**TASK GOAL:**
Wherever the string "full" occurs in a line of these records, report that line.

(Web page code records)
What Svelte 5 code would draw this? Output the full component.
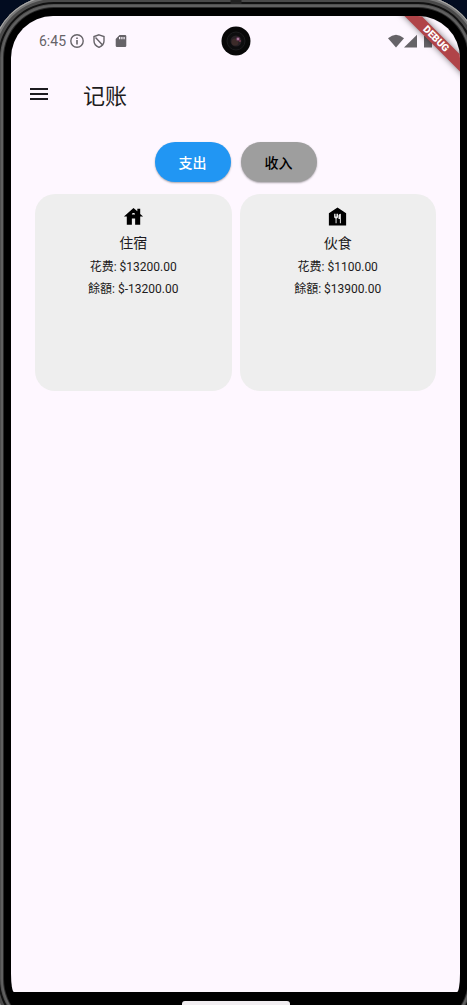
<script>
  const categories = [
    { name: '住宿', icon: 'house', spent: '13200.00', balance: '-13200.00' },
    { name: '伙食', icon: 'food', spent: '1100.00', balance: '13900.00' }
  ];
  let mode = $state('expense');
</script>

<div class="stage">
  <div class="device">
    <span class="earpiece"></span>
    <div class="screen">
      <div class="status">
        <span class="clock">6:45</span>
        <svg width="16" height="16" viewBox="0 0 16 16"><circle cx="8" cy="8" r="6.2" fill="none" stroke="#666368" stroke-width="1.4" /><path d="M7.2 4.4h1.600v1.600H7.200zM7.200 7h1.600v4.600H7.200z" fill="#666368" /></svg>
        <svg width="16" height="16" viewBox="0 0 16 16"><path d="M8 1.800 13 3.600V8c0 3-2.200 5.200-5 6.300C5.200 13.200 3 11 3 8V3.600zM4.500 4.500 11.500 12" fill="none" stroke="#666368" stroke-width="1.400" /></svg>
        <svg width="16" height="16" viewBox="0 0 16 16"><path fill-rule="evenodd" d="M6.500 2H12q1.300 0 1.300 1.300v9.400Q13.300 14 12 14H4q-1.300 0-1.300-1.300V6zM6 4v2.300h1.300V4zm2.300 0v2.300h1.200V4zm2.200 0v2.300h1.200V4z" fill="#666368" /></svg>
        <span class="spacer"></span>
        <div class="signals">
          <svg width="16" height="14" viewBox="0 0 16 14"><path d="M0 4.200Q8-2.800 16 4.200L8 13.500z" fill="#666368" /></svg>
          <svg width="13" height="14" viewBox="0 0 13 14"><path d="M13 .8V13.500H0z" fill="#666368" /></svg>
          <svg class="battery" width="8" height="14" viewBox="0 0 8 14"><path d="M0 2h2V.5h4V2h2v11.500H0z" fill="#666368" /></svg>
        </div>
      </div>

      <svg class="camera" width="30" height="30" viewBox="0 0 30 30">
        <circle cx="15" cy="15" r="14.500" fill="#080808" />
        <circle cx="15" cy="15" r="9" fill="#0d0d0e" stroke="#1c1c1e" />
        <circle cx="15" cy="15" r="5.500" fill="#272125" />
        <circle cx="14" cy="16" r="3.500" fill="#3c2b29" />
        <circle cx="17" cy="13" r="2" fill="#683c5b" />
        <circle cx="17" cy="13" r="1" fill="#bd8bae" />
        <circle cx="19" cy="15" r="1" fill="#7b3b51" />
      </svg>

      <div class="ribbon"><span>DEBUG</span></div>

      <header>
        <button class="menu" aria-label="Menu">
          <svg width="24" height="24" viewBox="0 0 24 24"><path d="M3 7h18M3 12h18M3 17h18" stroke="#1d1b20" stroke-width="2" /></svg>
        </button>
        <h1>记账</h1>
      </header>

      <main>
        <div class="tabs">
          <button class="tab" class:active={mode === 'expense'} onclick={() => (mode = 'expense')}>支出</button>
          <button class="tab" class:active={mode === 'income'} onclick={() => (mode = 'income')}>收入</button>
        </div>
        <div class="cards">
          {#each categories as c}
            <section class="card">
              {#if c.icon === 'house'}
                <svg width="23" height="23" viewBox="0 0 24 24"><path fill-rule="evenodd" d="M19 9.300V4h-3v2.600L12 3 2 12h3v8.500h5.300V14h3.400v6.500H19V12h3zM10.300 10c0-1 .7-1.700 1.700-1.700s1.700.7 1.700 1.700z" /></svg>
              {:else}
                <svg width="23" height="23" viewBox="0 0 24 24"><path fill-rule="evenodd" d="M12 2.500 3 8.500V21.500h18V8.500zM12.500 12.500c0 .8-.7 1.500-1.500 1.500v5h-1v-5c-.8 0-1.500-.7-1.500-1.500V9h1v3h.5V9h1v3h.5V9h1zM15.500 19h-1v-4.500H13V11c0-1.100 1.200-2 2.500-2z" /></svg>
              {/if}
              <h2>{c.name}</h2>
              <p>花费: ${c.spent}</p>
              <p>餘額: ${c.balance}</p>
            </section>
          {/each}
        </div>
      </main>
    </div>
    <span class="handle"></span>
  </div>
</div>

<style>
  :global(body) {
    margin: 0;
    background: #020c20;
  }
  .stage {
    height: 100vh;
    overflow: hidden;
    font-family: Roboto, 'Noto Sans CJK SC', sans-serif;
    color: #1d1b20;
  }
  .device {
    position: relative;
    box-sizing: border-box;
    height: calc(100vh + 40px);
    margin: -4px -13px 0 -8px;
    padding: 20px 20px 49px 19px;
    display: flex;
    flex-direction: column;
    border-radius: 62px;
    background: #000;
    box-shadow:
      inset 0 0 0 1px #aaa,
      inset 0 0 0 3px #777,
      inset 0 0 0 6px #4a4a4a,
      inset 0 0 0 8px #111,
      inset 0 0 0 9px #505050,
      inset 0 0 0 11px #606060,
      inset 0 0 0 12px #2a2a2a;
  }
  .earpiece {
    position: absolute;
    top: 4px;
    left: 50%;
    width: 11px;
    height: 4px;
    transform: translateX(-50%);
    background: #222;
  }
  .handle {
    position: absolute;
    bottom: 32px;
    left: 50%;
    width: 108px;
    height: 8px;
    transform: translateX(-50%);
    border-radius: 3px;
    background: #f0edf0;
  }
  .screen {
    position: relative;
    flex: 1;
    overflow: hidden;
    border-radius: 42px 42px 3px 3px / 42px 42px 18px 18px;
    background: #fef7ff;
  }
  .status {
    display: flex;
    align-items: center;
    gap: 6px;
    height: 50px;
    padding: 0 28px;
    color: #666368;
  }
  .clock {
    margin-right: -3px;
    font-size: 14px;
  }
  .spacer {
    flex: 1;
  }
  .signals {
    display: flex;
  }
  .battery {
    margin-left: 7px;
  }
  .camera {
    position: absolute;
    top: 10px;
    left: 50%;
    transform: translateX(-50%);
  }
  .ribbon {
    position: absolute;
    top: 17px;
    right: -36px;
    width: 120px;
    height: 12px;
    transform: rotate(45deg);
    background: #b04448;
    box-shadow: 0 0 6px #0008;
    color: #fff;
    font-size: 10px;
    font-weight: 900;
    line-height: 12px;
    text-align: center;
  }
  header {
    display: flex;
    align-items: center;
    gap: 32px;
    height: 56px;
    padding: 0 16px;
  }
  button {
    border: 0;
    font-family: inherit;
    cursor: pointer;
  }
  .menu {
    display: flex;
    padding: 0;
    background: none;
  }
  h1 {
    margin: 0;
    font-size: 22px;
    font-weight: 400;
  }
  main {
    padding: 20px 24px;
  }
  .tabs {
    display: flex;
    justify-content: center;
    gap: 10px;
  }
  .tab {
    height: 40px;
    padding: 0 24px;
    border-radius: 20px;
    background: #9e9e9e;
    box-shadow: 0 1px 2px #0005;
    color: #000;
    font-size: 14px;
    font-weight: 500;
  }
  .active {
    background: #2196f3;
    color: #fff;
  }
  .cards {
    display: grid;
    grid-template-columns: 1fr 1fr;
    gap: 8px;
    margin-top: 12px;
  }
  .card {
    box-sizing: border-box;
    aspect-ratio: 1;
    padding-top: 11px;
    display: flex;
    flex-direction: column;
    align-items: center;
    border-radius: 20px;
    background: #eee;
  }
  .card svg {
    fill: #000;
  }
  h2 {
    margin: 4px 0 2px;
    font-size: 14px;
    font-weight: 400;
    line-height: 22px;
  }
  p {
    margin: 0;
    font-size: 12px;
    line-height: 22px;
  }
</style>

---

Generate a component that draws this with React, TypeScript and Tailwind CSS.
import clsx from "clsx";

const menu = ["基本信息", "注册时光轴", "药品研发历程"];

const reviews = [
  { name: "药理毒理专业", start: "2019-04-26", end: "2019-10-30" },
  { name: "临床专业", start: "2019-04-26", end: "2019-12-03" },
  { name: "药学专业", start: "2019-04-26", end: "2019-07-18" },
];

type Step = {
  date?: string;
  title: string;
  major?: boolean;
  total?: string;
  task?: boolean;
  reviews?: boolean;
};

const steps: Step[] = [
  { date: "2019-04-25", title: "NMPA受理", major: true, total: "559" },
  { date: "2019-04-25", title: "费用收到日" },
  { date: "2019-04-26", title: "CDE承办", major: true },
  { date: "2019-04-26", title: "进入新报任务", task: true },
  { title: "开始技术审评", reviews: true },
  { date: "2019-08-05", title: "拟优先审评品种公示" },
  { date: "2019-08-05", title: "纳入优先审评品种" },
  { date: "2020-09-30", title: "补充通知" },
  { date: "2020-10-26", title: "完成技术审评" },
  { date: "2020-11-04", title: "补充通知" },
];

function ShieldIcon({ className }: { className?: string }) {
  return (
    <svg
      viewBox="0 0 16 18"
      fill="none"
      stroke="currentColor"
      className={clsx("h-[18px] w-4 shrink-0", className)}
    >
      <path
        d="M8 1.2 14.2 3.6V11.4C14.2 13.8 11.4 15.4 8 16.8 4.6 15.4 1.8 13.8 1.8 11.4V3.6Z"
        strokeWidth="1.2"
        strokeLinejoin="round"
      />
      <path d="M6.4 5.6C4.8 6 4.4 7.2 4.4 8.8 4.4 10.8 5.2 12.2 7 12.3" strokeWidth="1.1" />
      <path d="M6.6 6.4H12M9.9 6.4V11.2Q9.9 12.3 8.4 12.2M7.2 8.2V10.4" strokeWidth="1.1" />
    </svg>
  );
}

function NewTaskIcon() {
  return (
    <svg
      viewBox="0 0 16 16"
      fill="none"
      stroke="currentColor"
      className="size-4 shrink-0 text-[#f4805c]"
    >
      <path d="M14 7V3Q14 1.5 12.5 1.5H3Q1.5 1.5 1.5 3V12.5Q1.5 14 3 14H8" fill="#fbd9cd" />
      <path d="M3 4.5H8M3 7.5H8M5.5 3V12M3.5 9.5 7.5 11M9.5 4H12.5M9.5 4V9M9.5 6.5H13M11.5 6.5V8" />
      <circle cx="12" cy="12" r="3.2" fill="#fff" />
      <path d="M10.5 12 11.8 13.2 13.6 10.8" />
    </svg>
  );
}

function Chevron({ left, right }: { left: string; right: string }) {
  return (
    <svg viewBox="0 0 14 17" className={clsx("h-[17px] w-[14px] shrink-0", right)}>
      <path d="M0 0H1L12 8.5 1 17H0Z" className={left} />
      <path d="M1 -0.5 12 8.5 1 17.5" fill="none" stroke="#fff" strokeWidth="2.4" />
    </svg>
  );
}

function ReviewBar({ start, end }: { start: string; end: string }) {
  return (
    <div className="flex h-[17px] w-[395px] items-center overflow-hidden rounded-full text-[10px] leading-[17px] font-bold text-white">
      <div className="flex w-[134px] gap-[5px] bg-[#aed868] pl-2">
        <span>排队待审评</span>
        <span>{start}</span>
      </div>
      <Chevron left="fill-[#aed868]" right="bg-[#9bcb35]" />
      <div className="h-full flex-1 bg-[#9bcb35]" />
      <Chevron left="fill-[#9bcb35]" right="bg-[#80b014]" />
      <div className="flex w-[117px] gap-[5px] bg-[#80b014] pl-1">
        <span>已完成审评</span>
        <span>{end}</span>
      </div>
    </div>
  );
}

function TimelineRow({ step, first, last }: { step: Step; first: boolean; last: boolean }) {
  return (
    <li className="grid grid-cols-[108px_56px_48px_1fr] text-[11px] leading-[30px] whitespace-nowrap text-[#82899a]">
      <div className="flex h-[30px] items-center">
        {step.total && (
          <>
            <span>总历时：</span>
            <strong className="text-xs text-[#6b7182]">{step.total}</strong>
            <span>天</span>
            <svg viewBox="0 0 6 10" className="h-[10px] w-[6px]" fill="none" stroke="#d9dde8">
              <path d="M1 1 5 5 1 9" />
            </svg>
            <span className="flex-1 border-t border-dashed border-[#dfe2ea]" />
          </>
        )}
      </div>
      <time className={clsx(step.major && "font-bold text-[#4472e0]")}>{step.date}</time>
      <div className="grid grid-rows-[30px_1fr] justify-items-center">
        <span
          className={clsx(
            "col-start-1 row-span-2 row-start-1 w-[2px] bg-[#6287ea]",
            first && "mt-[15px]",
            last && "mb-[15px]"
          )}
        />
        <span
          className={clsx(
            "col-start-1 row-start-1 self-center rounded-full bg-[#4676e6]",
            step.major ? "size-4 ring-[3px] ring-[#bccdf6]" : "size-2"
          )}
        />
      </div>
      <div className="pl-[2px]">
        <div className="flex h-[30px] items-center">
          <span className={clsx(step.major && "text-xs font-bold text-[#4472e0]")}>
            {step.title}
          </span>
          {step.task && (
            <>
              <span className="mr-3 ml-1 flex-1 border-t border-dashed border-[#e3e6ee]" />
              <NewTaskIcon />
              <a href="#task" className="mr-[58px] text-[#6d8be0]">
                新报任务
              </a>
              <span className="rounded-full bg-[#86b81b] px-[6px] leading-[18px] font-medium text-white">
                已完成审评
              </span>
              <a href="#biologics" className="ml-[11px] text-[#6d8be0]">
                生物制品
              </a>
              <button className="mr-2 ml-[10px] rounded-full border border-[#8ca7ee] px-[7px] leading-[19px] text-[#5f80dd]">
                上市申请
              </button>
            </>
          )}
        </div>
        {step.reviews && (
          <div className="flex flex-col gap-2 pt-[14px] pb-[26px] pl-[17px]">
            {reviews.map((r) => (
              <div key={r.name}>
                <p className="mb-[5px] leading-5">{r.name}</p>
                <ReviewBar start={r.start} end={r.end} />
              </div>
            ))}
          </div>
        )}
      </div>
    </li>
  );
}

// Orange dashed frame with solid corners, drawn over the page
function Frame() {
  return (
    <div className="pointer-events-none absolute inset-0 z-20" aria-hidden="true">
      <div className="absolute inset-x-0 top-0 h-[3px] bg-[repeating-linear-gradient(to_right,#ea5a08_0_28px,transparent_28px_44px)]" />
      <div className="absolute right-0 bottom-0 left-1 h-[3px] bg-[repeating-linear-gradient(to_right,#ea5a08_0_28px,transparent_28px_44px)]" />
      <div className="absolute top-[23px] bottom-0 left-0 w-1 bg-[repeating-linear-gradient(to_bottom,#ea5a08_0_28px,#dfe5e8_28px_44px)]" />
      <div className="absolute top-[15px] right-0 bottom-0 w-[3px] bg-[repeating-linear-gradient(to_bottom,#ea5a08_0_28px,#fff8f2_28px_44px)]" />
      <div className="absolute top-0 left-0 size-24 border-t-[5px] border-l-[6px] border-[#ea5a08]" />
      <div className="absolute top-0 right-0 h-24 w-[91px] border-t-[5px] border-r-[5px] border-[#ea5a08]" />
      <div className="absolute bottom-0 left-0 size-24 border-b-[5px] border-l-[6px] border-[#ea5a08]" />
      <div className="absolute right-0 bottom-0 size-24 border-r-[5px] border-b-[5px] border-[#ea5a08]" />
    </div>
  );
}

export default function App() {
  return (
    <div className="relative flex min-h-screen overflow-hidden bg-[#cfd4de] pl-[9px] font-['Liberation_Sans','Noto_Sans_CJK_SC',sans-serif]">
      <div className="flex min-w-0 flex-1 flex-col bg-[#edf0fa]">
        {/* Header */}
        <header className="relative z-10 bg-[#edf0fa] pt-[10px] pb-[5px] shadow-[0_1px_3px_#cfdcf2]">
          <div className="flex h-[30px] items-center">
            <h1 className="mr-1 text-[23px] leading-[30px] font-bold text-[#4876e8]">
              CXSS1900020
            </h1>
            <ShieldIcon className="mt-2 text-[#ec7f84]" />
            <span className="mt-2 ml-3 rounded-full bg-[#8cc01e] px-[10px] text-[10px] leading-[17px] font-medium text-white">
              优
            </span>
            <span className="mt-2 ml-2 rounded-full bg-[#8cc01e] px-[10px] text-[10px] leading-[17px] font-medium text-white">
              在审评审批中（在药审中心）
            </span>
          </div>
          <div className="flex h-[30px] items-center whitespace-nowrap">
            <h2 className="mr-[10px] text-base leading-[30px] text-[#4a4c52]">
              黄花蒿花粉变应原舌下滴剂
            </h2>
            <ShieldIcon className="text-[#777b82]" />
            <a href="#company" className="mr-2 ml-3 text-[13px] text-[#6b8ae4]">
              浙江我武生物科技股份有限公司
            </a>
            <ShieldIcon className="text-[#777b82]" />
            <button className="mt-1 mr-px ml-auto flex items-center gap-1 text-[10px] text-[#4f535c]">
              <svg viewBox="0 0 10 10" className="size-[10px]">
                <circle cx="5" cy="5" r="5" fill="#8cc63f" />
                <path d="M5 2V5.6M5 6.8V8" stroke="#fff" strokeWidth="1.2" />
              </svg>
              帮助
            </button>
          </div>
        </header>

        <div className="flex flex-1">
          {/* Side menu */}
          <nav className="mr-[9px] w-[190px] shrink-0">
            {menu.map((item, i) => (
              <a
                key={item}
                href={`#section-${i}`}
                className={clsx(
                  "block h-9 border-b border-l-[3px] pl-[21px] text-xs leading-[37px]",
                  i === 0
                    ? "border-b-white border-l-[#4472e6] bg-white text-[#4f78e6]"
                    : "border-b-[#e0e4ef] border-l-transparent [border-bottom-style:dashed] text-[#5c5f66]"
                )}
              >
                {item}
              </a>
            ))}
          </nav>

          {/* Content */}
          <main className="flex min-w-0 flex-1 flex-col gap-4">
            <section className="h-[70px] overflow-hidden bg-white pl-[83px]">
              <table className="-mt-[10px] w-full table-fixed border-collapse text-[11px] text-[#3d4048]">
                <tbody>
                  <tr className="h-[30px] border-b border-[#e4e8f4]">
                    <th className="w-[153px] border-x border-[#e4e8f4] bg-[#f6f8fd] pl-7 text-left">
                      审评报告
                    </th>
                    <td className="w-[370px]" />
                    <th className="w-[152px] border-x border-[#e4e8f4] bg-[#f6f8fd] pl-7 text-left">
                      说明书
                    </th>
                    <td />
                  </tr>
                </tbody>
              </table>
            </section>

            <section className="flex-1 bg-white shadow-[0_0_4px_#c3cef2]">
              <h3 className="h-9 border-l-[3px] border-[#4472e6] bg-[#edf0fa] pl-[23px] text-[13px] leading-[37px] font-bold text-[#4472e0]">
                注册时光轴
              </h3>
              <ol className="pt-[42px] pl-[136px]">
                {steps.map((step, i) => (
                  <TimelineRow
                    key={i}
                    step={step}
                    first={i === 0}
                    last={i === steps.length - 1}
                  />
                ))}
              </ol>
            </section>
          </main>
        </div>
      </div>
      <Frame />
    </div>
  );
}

**OUTPUT FOR THIS EXERCISE:**
What Svelte 5 code would draw this? Output the full component.
    <div className="flex h-[17px] w-[395px] items-center overflow-hidden rounded-full text-[10px] leading-[17px] font-bold text-white">
      <div className="h-full flex-1 bg-[#9bcb35]" />
            "col-start-1 row-start-1 self-center rounded-full bg-[#4676e6]",
              <span className="rounded-full bg-[#86b81b] px-[6px] leading-[18px] font-medium text-white">
              <button className="mr-2 ml-[10px] rounded-full border border-[#8ca7ee] px-[7px] leading-[19px] text-[#5f80dd]">
            <span className="mt-2 ml-3 rounded-full bg-[#8cc01e] px-[10px] text-[10px] leading-[17px] font-medium text-white">
            <span className="mt-2 ml-2 rounded-full bg-[#8cc01e] px-[10px] text-[10px] leading-[17px] font-medium text-white">
              <table className="-mt-[10px] w-full table-fixed border-collapse text-[11px] text-[#3d4048]">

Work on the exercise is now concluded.